(TASK TO CARRY OUT): Give the total number of lines with the word "size" in them, and no other words.

━━━

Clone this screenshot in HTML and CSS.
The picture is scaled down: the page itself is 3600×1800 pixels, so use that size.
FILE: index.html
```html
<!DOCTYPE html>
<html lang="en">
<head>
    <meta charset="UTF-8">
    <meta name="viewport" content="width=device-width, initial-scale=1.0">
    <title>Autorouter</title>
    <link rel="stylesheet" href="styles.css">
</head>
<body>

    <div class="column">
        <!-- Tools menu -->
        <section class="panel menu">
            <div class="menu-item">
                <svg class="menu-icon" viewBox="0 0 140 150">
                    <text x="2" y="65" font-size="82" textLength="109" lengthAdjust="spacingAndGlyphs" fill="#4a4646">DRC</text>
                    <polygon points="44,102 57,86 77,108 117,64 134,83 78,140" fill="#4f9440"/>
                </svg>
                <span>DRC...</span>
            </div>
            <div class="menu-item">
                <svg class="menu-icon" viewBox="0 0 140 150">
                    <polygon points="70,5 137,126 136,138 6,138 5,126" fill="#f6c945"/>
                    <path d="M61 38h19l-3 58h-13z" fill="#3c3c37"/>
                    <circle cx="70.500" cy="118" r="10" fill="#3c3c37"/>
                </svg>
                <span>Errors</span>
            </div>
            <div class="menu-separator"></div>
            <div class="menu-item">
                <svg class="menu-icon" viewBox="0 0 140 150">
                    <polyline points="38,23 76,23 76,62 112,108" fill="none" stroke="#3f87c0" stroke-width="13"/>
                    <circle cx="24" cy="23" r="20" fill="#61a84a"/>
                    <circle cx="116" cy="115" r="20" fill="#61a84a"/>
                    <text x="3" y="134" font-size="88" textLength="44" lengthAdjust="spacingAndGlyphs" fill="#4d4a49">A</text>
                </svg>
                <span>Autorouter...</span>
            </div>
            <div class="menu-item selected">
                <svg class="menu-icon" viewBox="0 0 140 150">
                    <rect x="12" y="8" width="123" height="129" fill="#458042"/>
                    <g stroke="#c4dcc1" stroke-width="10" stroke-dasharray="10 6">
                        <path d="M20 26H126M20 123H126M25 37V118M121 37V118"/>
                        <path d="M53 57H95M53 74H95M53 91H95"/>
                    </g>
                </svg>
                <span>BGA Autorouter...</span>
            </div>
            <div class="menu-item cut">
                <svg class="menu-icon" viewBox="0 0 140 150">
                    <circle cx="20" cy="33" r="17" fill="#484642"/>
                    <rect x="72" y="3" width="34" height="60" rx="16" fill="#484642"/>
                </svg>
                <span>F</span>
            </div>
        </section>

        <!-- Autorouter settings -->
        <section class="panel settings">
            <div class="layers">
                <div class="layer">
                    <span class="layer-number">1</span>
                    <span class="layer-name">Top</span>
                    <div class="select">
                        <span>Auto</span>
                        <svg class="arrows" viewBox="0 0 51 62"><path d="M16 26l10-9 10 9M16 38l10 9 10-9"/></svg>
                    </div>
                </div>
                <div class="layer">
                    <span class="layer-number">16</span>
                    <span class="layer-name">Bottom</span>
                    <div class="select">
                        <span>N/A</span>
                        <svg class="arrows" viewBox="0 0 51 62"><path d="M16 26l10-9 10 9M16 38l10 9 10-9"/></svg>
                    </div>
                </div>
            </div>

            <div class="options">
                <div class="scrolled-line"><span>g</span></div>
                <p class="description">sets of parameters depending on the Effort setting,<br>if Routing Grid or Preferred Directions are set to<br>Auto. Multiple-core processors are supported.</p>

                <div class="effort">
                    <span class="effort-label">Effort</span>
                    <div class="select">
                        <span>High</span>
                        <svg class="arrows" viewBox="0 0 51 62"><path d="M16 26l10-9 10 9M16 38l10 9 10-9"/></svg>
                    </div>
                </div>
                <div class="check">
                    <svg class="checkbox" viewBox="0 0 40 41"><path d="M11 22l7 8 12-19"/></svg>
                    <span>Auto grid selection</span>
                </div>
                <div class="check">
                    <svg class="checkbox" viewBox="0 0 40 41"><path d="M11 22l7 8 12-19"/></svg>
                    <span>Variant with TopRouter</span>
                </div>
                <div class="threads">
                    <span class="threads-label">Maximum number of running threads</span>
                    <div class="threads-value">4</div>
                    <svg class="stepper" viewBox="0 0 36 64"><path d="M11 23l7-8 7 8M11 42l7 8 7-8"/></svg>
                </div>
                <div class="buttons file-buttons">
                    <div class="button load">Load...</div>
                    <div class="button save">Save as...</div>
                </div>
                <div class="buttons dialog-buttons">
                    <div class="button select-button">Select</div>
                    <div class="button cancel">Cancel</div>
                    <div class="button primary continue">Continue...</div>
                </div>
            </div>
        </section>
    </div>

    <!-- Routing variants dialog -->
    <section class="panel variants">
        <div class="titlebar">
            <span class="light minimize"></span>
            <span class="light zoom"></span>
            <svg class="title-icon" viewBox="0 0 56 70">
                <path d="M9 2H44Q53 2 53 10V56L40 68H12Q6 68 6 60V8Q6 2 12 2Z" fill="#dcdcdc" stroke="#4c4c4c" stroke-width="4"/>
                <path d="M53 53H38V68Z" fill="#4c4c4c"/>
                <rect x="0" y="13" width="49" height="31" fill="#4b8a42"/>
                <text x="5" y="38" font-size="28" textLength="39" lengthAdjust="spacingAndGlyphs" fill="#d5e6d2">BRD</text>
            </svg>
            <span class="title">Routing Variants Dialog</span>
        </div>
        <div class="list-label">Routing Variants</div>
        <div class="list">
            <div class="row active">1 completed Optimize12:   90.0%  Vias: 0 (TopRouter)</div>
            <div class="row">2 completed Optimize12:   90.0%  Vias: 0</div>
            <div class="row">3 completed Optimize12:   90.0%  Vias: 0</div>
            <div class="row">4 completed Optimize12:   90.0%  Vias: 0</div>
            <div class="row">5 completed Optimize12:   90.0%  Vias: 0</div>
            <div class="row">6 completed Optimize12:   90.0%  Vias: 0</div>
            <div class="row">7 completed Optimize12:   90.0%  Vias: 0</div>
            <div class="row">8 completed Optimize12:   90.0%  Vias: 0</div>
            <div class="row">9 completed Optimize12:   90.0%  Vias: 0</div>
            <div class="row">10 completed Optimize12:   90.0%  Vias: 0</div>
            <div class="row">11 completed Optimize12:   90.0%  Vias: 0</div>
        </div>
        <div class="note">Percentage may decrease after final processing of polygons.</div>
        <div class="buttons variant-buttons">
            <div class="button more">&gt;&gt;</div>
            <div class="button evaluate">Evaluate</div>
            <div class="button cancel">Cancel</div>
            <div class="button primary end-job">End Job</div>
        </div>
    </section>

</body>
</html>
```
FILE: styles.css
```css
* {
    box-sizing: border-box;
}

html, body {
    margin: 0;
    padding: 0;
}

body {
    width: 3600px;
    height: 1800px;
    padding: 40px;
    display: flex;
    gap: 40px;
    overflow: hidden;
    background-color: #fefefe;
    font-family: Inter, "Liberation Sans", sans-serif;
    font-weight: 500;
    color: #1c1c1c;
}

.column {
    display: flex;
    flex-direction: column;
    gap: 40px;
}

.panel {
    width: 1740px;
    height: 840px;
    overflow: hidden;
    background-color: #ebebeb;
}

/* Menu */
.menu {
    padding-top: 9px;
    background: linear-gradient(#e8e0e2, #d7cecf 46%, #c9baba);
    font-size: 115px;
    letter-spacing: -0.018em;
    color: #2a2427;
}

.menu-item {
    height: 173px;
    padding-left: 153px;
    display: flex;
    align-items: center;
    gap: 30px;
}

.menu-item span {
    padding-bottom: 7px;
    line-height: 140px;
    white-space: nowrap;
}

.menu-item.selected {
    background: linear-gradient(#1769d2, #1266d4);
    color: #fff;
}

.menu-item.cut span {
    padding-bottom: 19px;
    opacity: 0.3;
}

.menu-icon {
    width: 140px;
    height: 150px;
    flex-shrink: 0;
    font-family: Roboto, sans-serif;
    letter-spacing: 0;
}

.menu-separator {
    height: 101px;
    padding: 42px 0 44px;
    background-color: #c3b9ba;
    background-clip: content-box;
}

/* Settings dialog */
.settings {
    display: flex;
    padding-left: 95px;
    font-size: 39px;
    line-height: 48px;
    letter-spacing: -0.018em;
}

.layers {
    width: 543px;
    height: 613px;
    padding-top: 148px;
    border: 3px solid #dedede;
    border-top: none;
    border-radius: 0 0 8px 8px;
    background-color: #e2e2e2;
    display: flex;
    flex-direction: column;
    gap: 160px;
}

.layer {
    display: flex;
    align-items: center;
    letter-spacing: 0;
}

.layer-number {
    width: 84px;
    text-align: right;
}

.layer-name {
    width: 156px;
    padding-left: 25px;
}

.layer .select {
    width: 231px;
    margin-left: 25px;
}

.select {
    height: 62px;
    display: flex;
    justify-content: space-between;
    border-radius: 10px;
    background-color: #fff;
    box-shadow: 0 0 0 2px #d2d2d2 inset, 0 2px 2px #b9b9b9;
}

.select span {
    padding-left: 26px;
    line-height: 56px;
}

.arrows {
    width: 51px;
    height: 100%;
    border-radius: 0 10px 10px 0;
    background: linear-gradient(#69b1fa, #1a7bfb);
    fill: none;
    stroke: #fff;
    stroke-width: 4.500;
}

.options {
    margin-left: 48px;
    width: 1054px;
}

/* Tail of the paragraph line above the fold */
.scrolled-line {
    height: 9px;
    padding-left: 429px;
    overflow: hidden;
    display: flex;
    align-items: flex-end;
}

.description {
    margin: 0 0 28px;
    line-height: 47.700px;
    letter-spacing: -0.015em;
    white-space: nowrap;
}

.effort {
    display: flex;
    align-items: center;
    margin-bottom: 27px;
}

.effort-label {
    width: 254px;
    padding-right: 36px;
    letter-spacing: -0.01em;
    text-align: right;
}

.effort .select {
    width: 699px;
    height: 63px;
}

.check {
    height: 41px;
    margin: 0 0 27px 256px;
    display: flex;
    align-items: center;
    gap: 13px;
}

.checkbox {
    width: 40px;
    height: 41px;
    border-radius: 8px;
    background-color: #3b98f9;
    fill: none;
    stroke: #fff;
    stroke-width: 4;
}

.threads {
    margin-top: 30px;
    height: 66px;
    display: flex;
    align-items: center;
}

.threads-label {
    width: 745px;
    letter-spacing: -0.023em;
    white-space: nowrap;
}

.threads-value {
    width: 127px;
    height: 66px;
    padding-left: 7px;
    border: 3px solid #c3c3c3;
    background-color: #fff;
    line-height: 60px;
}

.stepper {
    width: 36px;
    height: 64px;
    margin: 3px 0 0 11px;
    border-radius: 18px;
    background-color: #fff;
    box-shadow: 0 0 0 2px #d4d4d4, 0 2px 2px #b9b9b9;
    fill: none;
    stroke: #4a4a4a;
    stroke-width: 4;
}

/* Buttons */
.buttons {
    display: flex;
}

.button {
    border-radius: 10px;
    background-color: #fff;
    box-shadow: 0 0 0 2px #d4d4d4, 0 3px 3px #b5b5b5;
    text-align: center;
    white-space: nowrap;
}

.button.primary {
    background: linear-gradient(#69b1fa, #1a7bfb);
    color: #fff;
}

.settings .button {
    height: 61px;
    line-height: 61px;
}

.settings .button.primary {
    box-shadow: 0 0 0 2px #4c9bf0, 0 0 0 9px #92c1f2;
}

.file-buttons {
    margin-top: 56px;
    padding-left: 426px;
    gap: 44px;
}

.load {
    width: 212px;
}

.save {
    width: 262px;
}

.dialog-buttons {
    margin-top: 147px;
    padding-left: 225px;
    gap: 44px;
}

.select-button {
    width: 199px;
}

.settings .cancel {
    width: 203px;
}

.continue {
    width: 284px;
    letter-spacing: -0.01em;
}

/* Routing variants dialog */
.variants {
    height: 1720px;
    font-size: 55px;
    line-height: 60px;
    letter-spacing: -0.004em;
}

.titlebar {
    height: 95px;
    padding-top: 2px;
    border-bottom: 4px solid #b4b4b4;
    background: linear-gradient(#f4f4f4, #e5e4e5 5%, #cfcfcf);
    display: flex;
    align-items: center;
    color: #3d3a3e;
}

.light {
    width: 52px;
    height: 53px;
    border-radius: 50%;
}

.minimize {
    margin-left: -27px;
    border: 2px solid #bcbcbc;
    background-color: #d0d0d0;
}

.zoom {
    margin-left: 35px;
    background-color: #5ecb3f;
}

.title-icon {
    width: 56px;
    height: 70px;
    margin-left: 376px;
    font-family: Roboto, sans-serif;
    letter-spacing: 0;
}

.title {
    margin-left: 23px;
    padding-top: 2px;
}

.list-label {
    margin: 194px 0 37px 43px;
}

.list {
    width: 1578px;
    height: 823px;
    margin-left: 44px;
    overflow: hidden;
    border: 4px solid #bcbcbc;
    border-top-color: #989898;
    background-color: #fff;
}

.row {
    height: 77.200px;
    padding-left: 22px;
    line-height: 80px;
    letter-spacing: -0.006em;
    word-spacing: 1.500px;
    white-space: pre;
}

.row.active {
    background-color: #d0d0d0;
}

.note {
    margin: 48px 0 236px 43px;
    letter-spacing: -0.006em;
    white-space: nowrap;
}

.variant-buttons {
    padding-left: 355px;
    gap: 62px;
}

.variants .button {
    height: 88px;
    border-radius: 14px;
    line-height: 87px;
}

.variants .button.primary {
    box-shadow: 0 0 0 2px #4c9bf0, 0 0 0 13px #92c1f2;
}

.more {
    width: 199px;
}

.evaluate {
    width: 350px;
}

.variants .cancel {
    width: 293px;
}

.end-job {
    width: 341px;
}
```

━━━

(FINAL RESULT): 7